Caroline Sainderichin : Je pense également qu'il y a différents temps dans la vie d’un bâtiment et qu’en qualité de promoteur, nous nous devons d’envisager l’intégralité de ses usages à court et moyen terme, et pour l’ensemble de ses parties-prenantes.

En effet, l'acte initial relève de la construction ou de la réhabilitation, mais il y a aussi le temps de la maintenance et celui de la vie de l’immeuble. Les éventuelles déconstructions ou démolitions doivent également être pensées dès la phase de conception du bâtiment. Nous travaillons beaucoup chez BNP Paribas Immobilier Promotion sur la notion de cycle de vie et d’ACV[1].

Le développement et la production d’un projet s’établissent de manière opportune et sur-mesure en fonction des enjeux environnementaux et sociétaux, et avec toujours l’objectif d’une construction et d’une exploitation plus durable.

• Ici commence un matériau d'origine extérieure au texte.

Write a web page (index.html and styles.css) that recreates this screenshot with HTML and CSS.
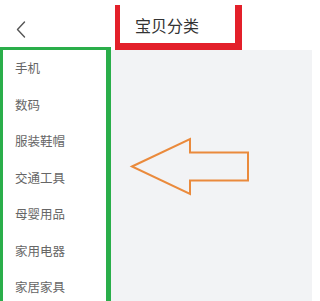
FILE: index.html
```html
<!DOCTYPE html>
<html lang="zh">
<head>
<meta charset="utf-8">
<title>宝贝分类</title>
<link rel="stylesheet" href="styles.css">
</head>
<body>
<div class="page">
  <header class="header">
    <div class="back">
      <svg width="10" height="17" viewBox="0 0 10 17"><polyline points="8.5,1 1.5,8.5 8.5,16" fill="none" stroke="#555" stroke-width="1.4" stroke-linecap="round" stroke-linejoin="round"/></svg>
    </div>
    <div class="title">宝贝分类</div>
  </header>
  <div class="body">
    <nav class="sidebar">
      <div class="item">手机</div>
      <div class="item">数码</div>
      <div class="item">服装鞋帽</div>
      <div class="item">交通工具</div>
      <div class="item">母婴用品</div>
      <div class="item">家用电器</div>
      <div class="item">家居家具</div>
    </nav>
    <main class="content"></main>
  </div>
  <div class="green-mark"></div>
  <svg class="arrow" width="312" height="301" viewBox="0 0 312 301">
    <polygon points="132,166.5 190,139 190,152.5 248,152.5 248,180.5 190,180.5 190,194" fill="none" stroke="#ea8a3c" stroke-width="2" stroke-linejoin="miter"/>
  </svg>
</div>
</body>
</html>
```

FILE: styles.css
```css
html, body {
  margin: 0;
  padding: 0;
  background: #ffffff;
}
body {
  font-family: "Noto Sans CJK SC", "Noto Sans", sans-serif;
}
.page {
  position: relative;
  width: 312px;
  height: 301px;
  overflow: hidden;
  display: flex;
  flex-direction: column;
}
.header {
  height: 50px;
  flex: none;
  display: flex;
  align-items: flex-start;
  background: #ffffff;
}
.back {
  width: 115px;
  height: 50px;
  display: flex;
  align-items: center;
  padding-left: 16px;
  box-sizing: border-box;
  padding-top: 8px;
}
.title {
  margin-top: 5px;
  width: 127px;
  height: 45px;
  box-sizing: border-box;
  border-left: 5px solid #e3202a;
  border-right: 7px solid #e3202a;
  border-bottom: 7px solid #e3202a;
  padding-left: 15px;
  padding-top: 10px;
  font-size: 16px;
  line-height: 20px;
  color: #333333;
}
.body {
  flex: 1;
  display: flex;
}
.sidebar {
  width: 111px;
  flex: none;
  background: #ffffff;
  padding-left: 15px;
  box-sizing: border-box;
}
.item {
  height: 36.5px;
  line-height: 36.5px;
  font-size: 12.5px;
  color: #666666;
}
.content {
  flex: 1;
  background: #f2f3f5;
}
.green-mark {
  position: absolute;
  left: 0;
  top: 47px;
  width: 111px;
  height: 270px;
  box-sizing: border-box;
  border-left: 3px solid #2aae4a;
  border-top: 3px solid #2aae4a;
  border-right: 5px solid #2aae4a;
  pointer-events: none;
}
.arrow {
  position: absolute;
  left: 0;
  top: 0;
  pointer-events: none;
}
```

Par ailleurs, la volonté actuelle de diminuer drastiquement les émissions de carbone revient sur la notion de frugalité, de récupération et de réemploi des matériaux déjà existants ou en création. Si on prend l'exemple des immeubles en ossature bois : le bois existe déjà, les forêts sont déjà là, et elles permettent de créer un cercle vertueux entre le CO² et l’oxygène. »

Nicolas Vasset : Et elles renaissent !

Caroline Sainderichin : Ainsi, si nous voyons bien que l'utilisation du bois peut être un système très vertueux pour la planète, il n’en demeure pas moins le seul, et doit être envisagé au regard d’un ensemble de critères.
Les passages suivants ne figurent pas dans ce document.